Drop every picture. Then return, exactly, the lines from the beginning of the listing below through the one containing "const highlighted = 'Screen Layout';".

[start of GIVEN INFORMATION]

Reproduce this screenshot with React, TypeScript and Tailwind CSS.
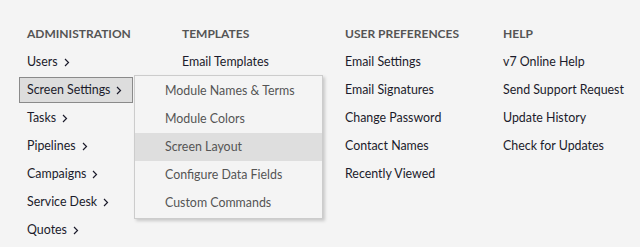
import React from 'react';

const ADMIN_ITEMS = ['Users', 'Screen Settings', 'Tasks', 'Pipelines', 'Campaigns', 'Service Desk', 'Quotes'];

const SUBMENU = ['Module Names & Terms', 'Module Colors', 'Screen Layout', 'Configure Data Fields', 'Custom Commands'];

const COLUMNS = [
    { title: 'TEMPLATES', width: 'w-[163px]', items: ['Email Templates'] },
    {
        title: 'USER PREFERENCES',
        width: 'w-[158px]',
        items: ['Email Settings', 'Email Signatures', 'Change Password', 'Contact Names', 'Recently Viewed'],
    },
    {
        title: 'HELP',
        width: 'w-[137px]',
        items: ['v7 Online Help', 'Send Support Request', 'Update History', 'Check for Updates'],
    },
];

const Chevron = () => (
    <svg width="6" height="9" viewBox="0 0 6 9" className="ml-[6px] mt-[1px] shrink-0">
        <path d="M1 1 L4.5 4.5 L1 8" fill="none" stroke="currentColor" strokeWidth="1.2" />
    </svg>
);

export default function App() {
    const active = 'Screen Settings';
    const highlighted = 'Screen Layout';

    return (
        <div
            className="w-[640px] h-[247px] bg-[#f4f4f4] text-[12.4px] text-[#1b1b2b] overflow-hidden flex pl-[19px] pt-[24px] whitespace-nowrap"
            style={{ fontFamily: '"Segoe UI", Lato, sans-serif' }}
        >
            {/* Administration column with flyout */}
            <div className="w-[163px] shrink-0 flex flex-col">
                <div className="h-[25px] pl-[8px] font-bold text-[12px] text-[#555] leading-[20px]">ADMINISTRATION</div>
                {ADMIN_ITEMS.map((item) => (
                    <div key={item} className="relative h-[28px]">
                        <div
                            className={`inline-flex items-center h-[26px] pl-[7px] pr-[17px] border ${
                                item === active ? 'bg-[#dddddd] border-[#8a8a8a] w-[114px]' : 'border-transparent'
                            }`}
                        >
                            {item}
                            <Chevron />
                        </div>
                        {item === active && (
                            <div className="absolute left-[115px] top-[-2px] z-10 w-[189px] bg-[#f4f4f4] border border-[#cccccc] shadow-[2px_2px_3px_rgba(0,0,0,0.18)] py-[1px]">
                                {SUBMENU.map((sub) => (
                                    <div
                                        key={sub}
                                        className={`h-[28px] flex items-center pl-[30px] text-[#555] ${
                                            sub === highlighted ? 'bg-[#dedede]' : ''
                                        }`}
                                    >
                                        {sub}
                                    </div>
                                ))}
                            </div>
                        )}
                    </div>
                ))}
            </div>

            {COLUMNS.map((col) => (
                <div key={col.title} className={`${col.width} shrink-0 flex flex-col`}>
                    <div className="h-[25px] font-bold text-[12px] text-[#555] leading-[20px]">{col.title}</div>
                    {col.items.map((item) => (
                        <div key={item} className="h-[28px] pb-[2px] flex items-center">
                            {item}
                        </div>
                    ))}
                </div>
            ))}
        </div>
    );
}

[end of GIVEN INFORMATION]

◆ RESULT FOR THIS TASK
Reproduce this screenshot with React, TypeScript and Tailwind CSS.
import React from 'react';

const ADMIN_ITEMS = ['Users', 'Screen Settings', 'Tasks', 'Pipelines', 'Campaigns', 'Service Desk', 'Quotes'];

const SUBMENU = ['Module Names & Terms', 'Module Colors', 'Screen Layout', 'Configure Data Fields', 'Custom Commands'];

const COLUMNS = [
    { title: 'TEMPLATES', width: 'w-[163px]', items: ['Email Templates'] },
    {
        title: 'USER PREFERENCES',
        width: 'w-[158px]',
        items: ['Email Settings', 'Email Signatures', 'Change Password', 'Contact Names', 'Recently Viewed'],
    },
    {
        title: 'HELP',
        width: 'w-[137px]',
        items: ['v7 Online Help', 'Send Support Request', 'Update History', 'Check for Updates'],
    },
];

const Chevron = () => (
    <svg width="6" height="9" viewBox="0 0 6 9" className="ml-[6px] mt-[1px] shrink-0">
        <path d="M1 1 L4.5 4.5 L1 8" fill="none" stroke="currentColor" strokeWidth="1.2" />
    </svg>
);

export default function App() {
    const active = 'Screen Settings';
    const highlighted = 'Screen Layout';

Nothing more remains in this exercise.